Двух сирот власти по этапу отправили из Вологды к деду в деревню Тимониху.
Что значит по этапу? Это значит — от деревни к деревне. Сопровождала сирот какая-то бумага, конечно, я не знаю ее содержания. Детей везли от деревни к деревне, ночлегом и кормежкой обеспечивали так называемые десятские. Они же на следующее утро везли сирот в другую деревню по намеченному маршруту. Те же десятские принимали слепых, бездомных и всех путешествующих.
Интересно, что мать запомнила, чем их угощали в деревнях на ночлегах. От деревни к деревне, день за днем, сквозь церковные посты и двунадесятые праздники, через поля и покосы, через волока и болота ехали двое сирот к суровому православному деду Михайле Григорьевичу Коклюшкину, уроженцу деревни Осташихи Азлецкой волости Кандиковского уезда. Дед был не только законопослушным, но и истинно православным христианином: что впереди, что позади, христианство или законопослушание, пусть читатель думает сам...
Так или иначе, Михайло Григорьевич обоих сирот принял и даже выучил в церковно-приходской школе у отца Феофилакта... А может, был и другой священник? Во всяком случае, в 1906 году крестил мою мать именно
о. Феофилакт при псаломщике Николае Петропавловском... (Вологодский архив, фонд 496, опись 55, дело 179.)

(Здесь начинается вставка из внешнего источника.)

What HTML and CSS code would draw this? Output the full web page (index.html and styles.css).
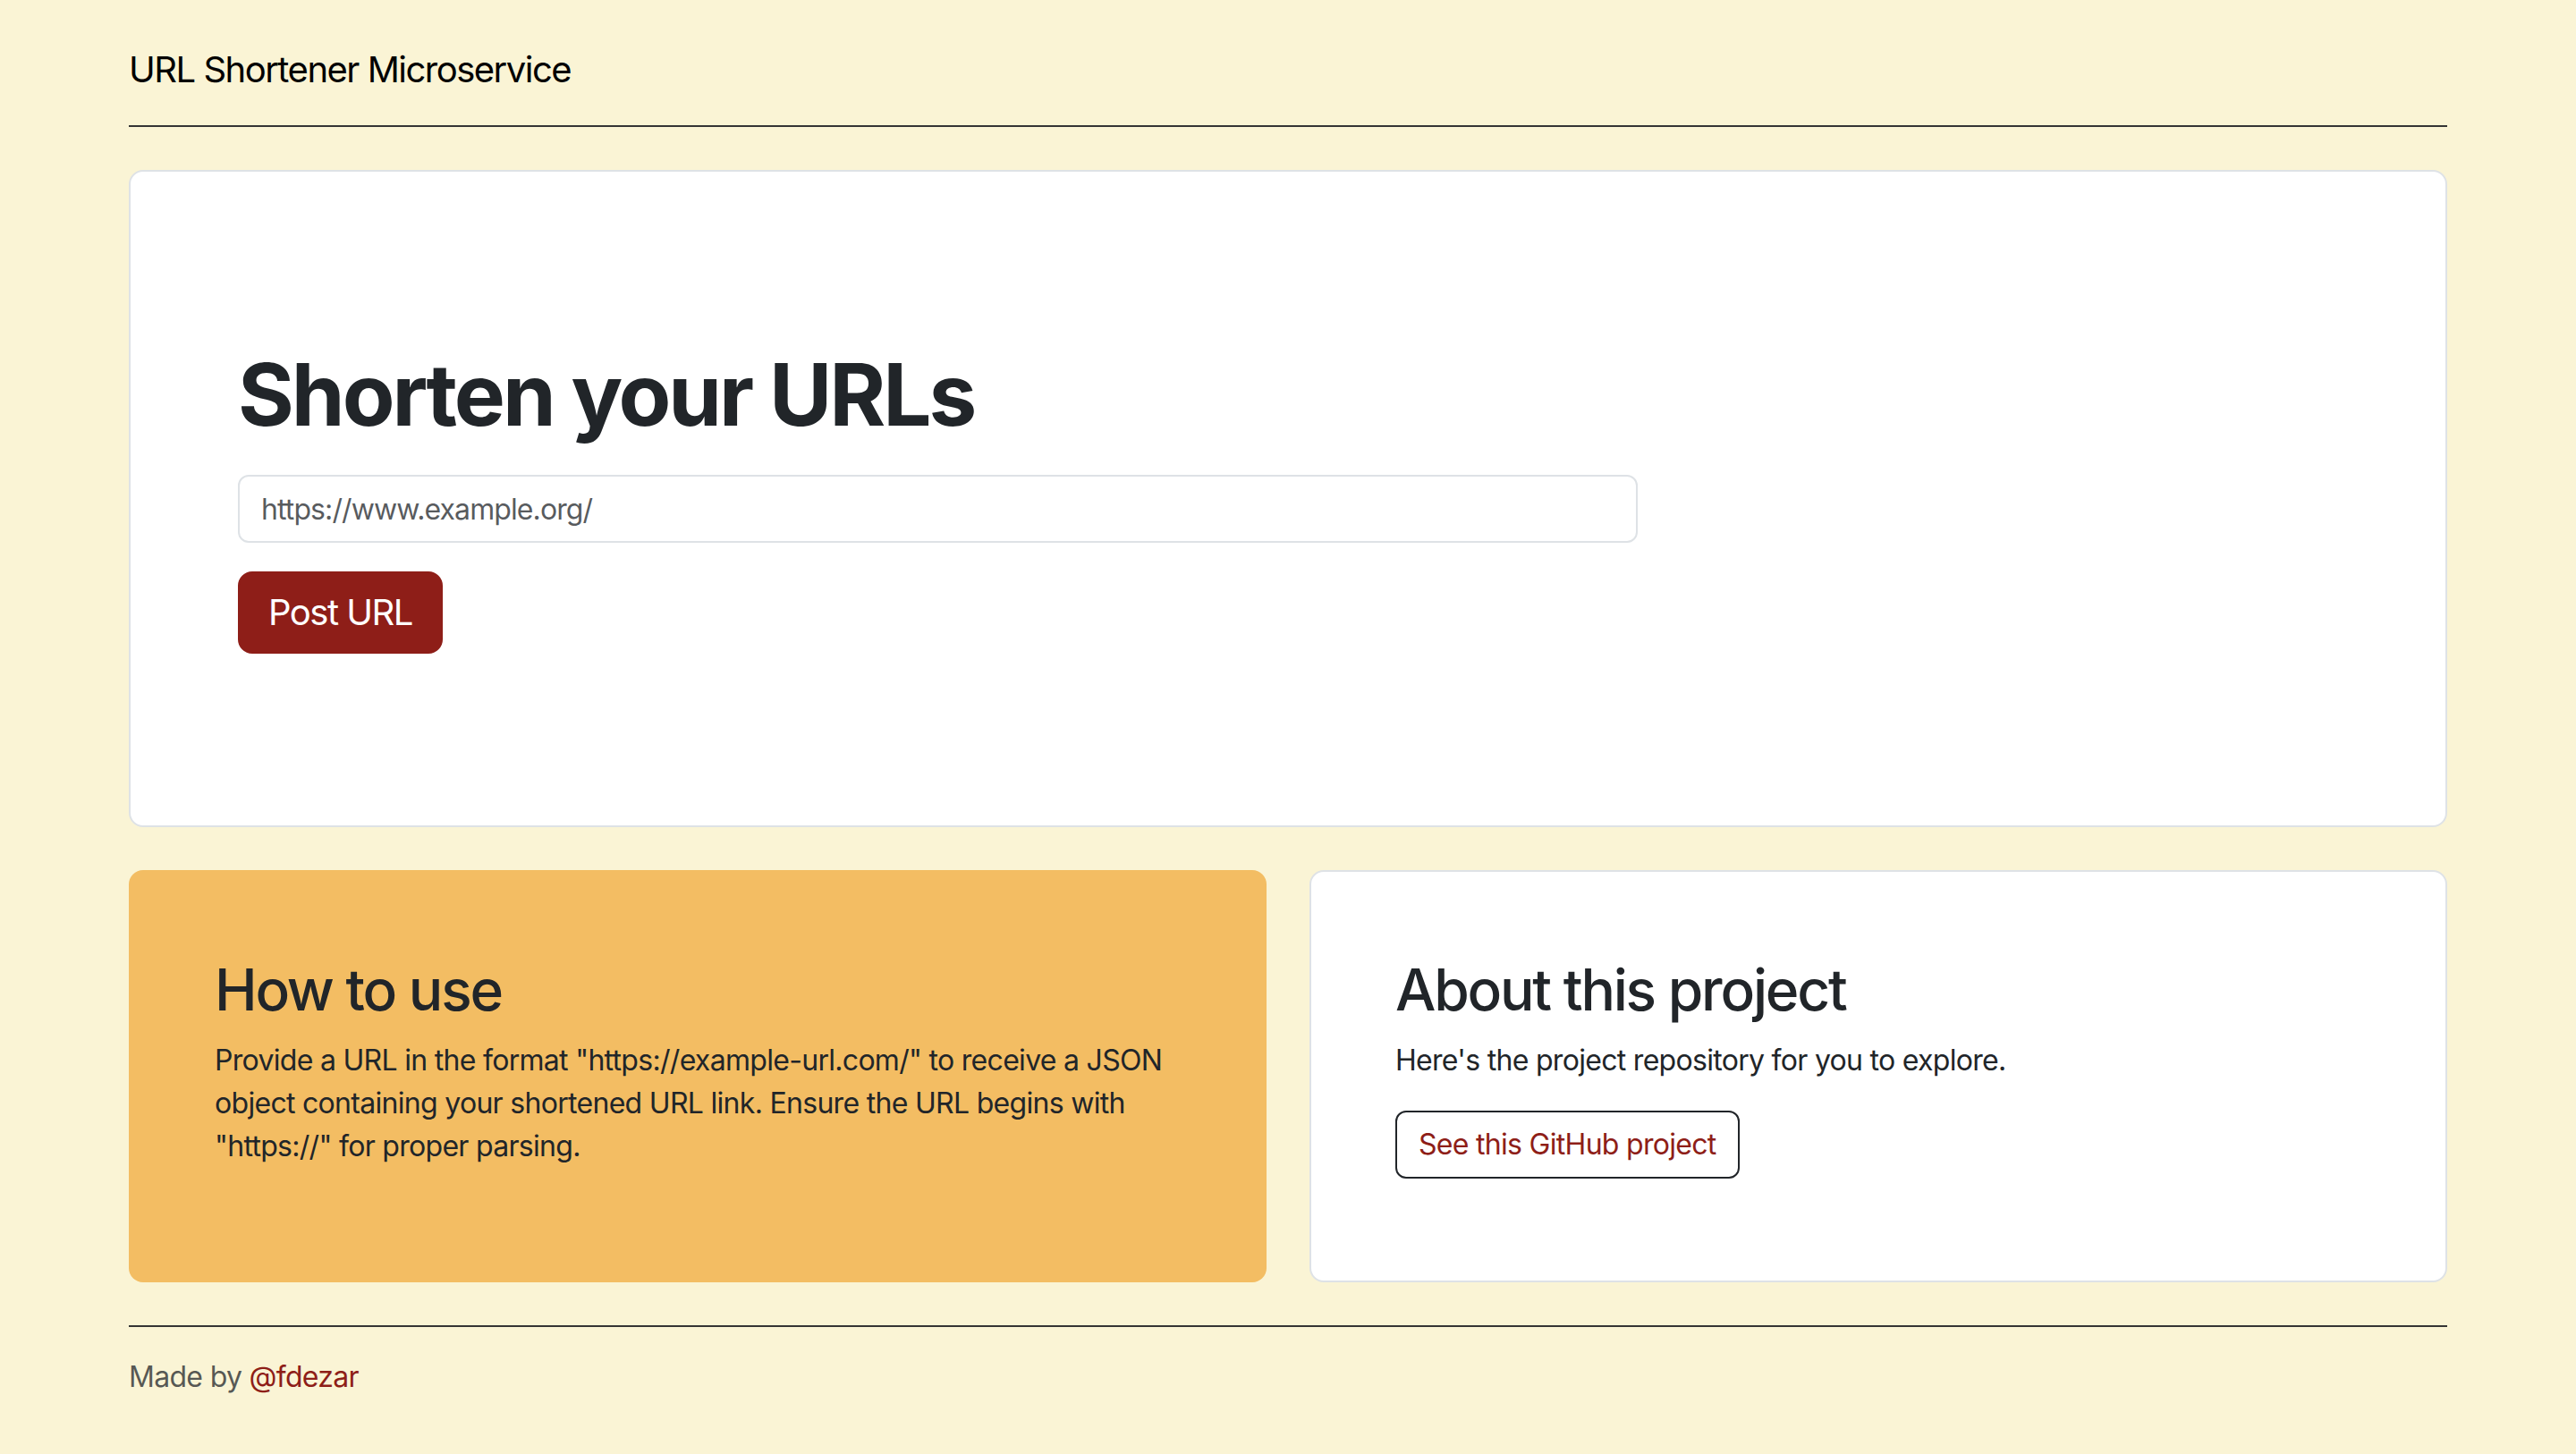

Три группы церковно-приходской школы дали некий толчок, ускорение эстетическому развитию сиротки. Природные способности, видимо, тоже сказывались, так как Анфиске очень нравилось петь в церковном хоре.
Праздничное и уличное хоровое пение, разумеется, дополняли друг друга, музыка была у Анфиски в крови... Я навсегда запомнил, что, как, когда и с кем пела моя мать!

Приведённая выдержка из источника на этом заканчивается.